Em paz com o jazz: Adolfo ministrando uma masterclass na Universidade Millikin, em Illinois, em 2022
Em paz com o jazz: Adolfo ministrando uma masterclass na Universidade Millikin, em Illinois, em 2022   Foto: Arquivo Pessoal

Teclado
Hoje com 41 anos de idade, Adolfo abriu as portas de sua vida para a música como uma mera “atividade extracurricular”, quando tinha 10. Como morava no Gonzaga, deparou-se com um curso rápido na antiga Casa Vitoriana, no andar térreo do Parque Balneário, pertinho de sua casa. “Também tinha interesse em esporte, mas a música dava prestígio e significado social”, justifica.
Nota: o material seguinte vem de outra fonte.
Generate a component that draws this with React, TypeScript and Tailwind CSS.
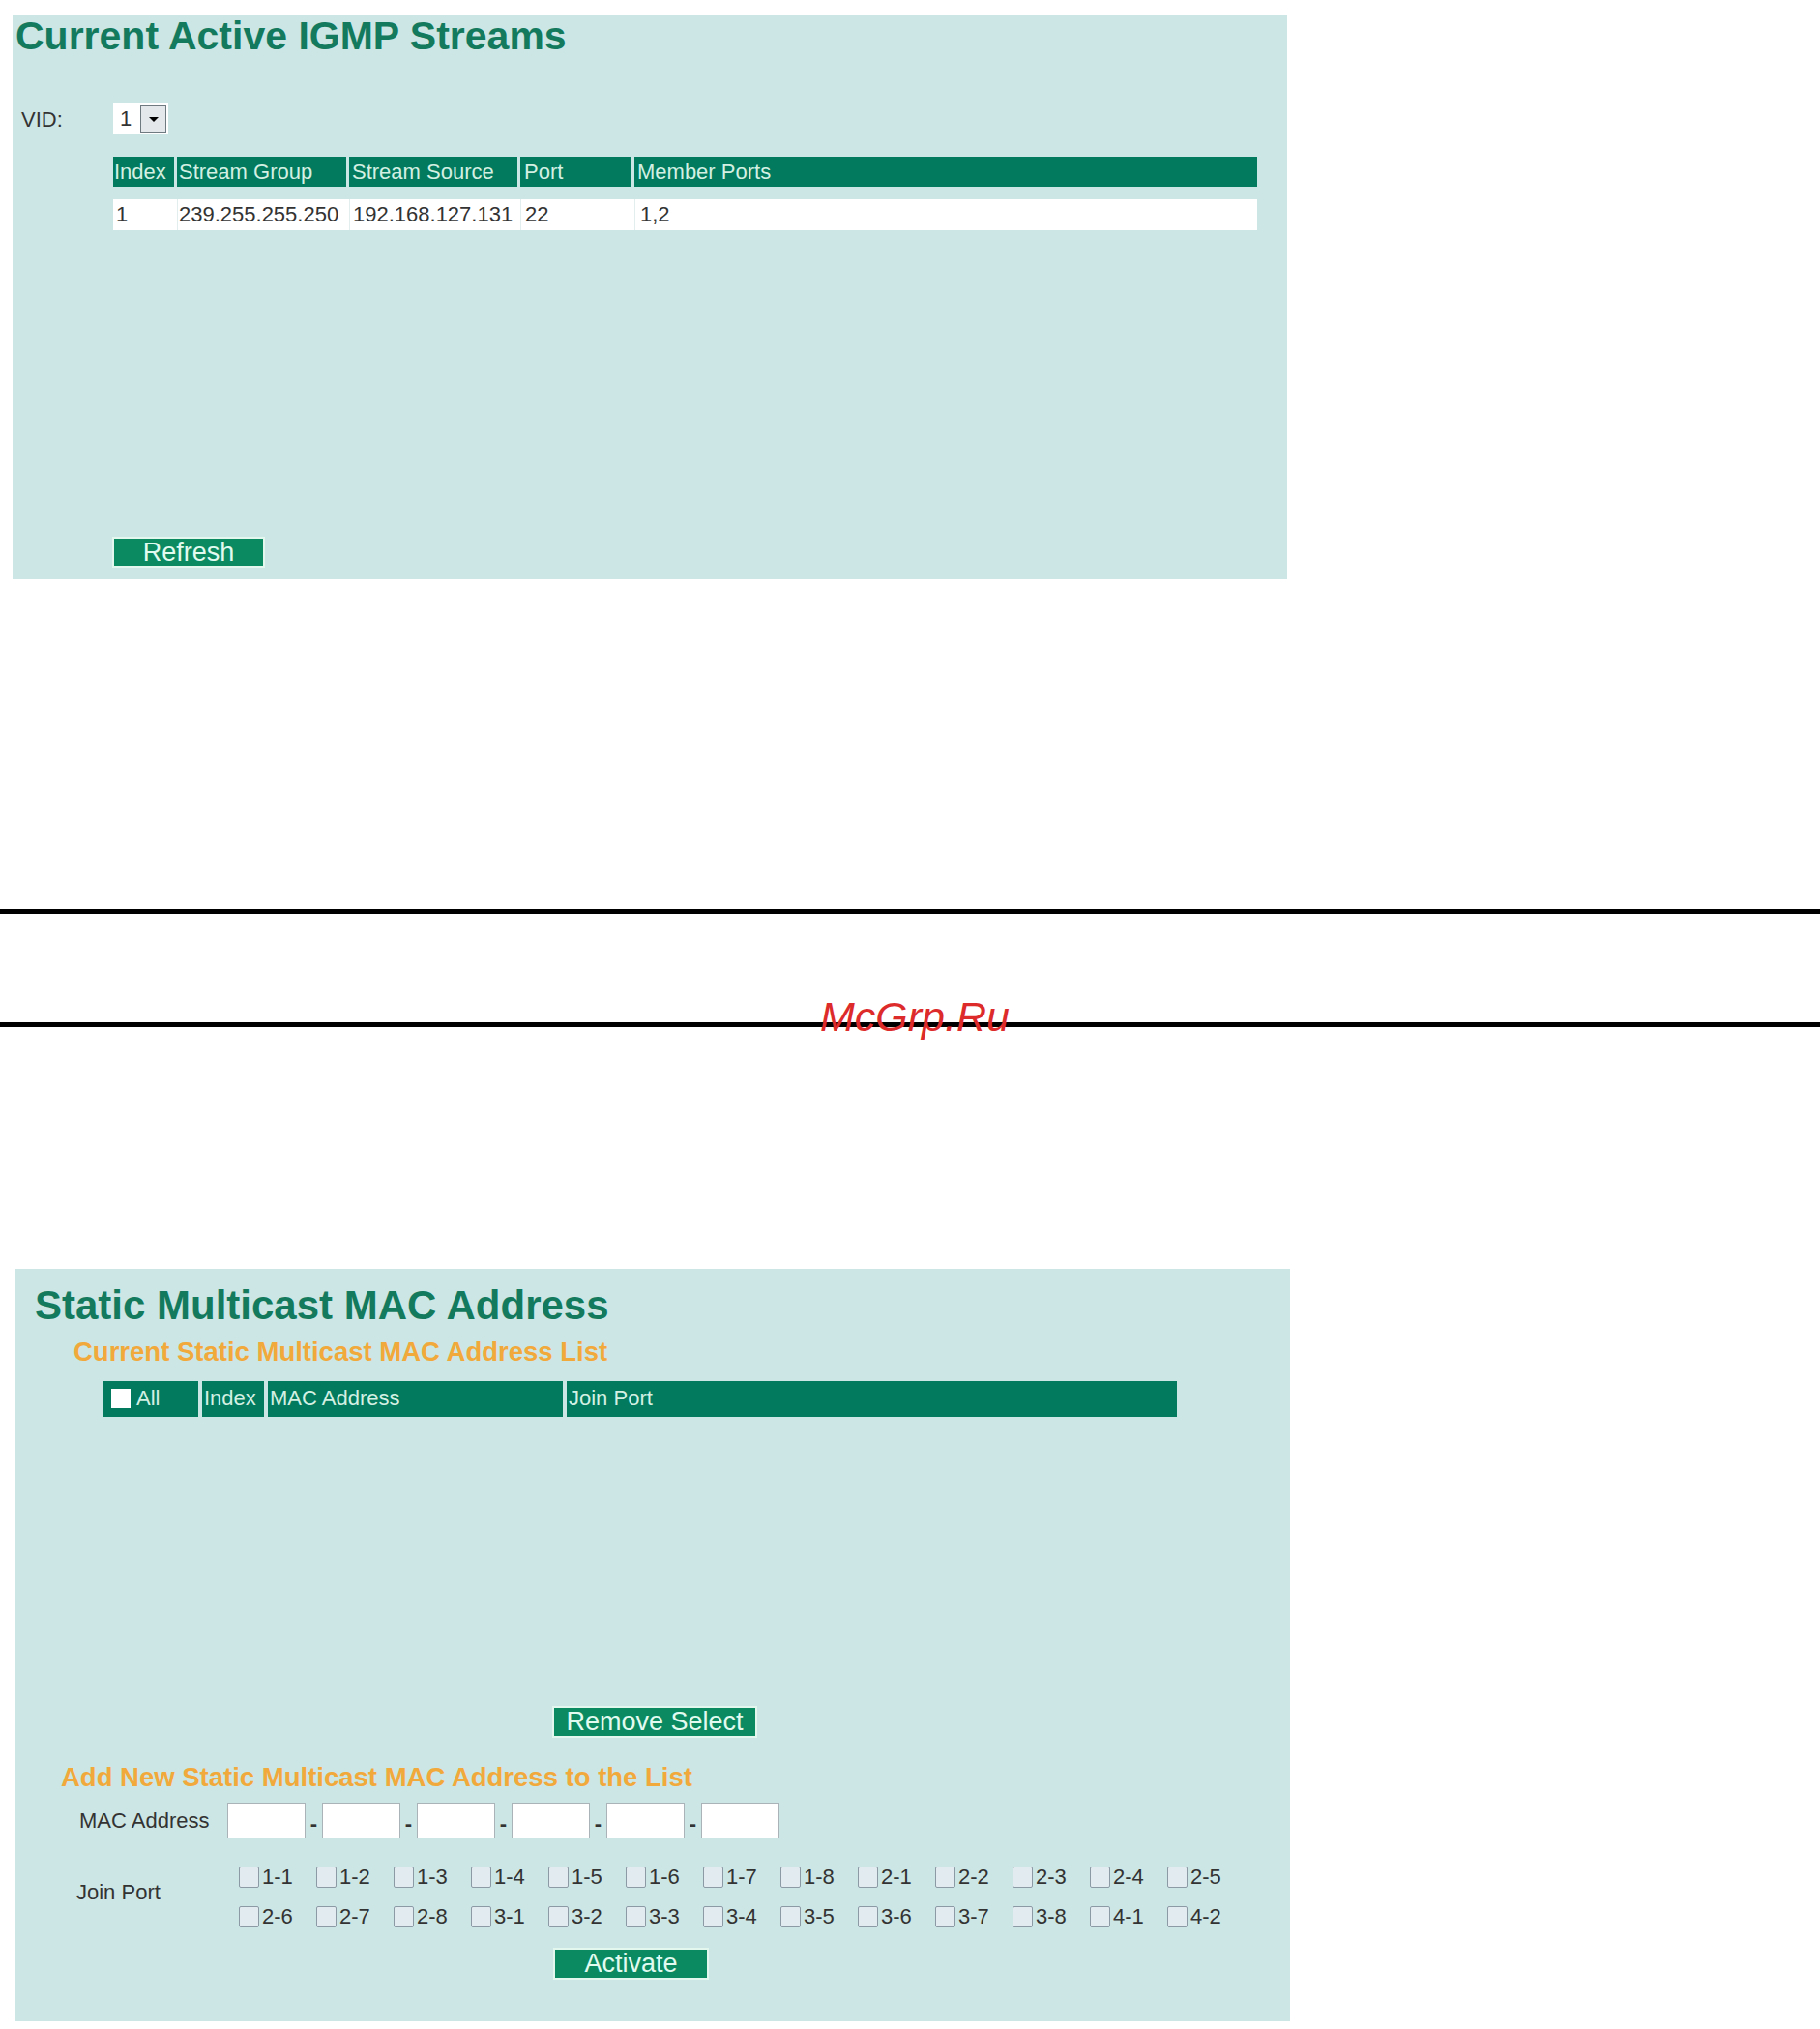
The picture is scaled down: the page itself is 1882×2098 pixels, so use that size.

Já o teclado surgiu como a opção do momento. No início dos anos 90, a então sacrossanta fórmula: garoto, mais música, igual a guitarra ainda sofria a concorrência da onda eletrônica e dos sintetizadores da segunda metade dos anos 80.


De nota em nota, o músico preenche a pauta. Já com gosto pela coisa, Adolfo chegou aos 16 anos estudando mais. Então surgiram as bandas, os shows, as aulas e quando foi ver, já ganhava a vida com música. Até que veio o baque.


Epifania
Nos dicionários, a palavra epifania indica o conhecimento súbito sobre algo, Para Adolfo, essa iluminação ocorreu em um dia quente do verão nova iorquino, em julho de 2015. A passeio pela Big Apple, foi assistir a um show na lendária casa de jazz Blue Note. “Tinha um quarteto tocando. O saxofonista era absurdo. Como podia tocar daquele jeito? Como pode, numa vida, ser possível? Pensava: ‘nunca vou conseguir fazer isso’”.


Depois do impacto, mãos à obra. Com mais de 30 anos e dois filhos, criou um projeto de jazz no Conservatório de Guarulhos, onde lecionava, começou aulas particulares on-line com uma professora norte-americana e voltou a Nova Iorque um ano depois, desta vez para um curso no New York Jazz Academy. “Hoje eu sou um deles”, brinca.


No Blue Note, mas em São Paulo, 2021: epifania em Nova Iorque
No Blue Note, mas em São Paulo, 2021: epifania em Nova Iorque   Foto: Arquivo Pessoal

De mala e cuia
Além de se aprofundar no jazz, e como só tinha o nível técnico em música, também iniciou o curso on-line de bacharelado pela Universidade Federal de São Carlos (UFSCar), e foi juntando as peças para construir o passo seguinte: o mestrado, mas já nos Estados Unidos, na Universidade South Florida, concluído em 2020. Agora, está a um passo do PhD, pela Universidade de Iowa. “Falta apresentar a dissertação”.


Mas o tom para estreitar as relações com os Estados Unidos vai além daqueles das escalas musicais: vem do diapasão do amor. “Queria ficar nos EUA, porque meus filhos estão morando aqui com a mãe”.


Assim, quando surgiu o primeiro convite para lecionar, não pensou nem uma vez. Hoje, é professor na Universidade de Minnesota, no campus da pequena cidade de Morris, com 5 mil habitantes, onde também mora – a oito horas de carro dos filhos. Não é pouco, mas poderia ser pior: oito horas, mas de avião.


Se o amor pelos filhos se autojustifica, resta apenas uma pergunta: por que o jazz e não, por exemplo, a música clássica? “Pela liberdade, a criatividade da expressão individual, do improviso, de não ter que tocar tudo igual, dentro da expectativa do compositor”. Exatamente como na vida.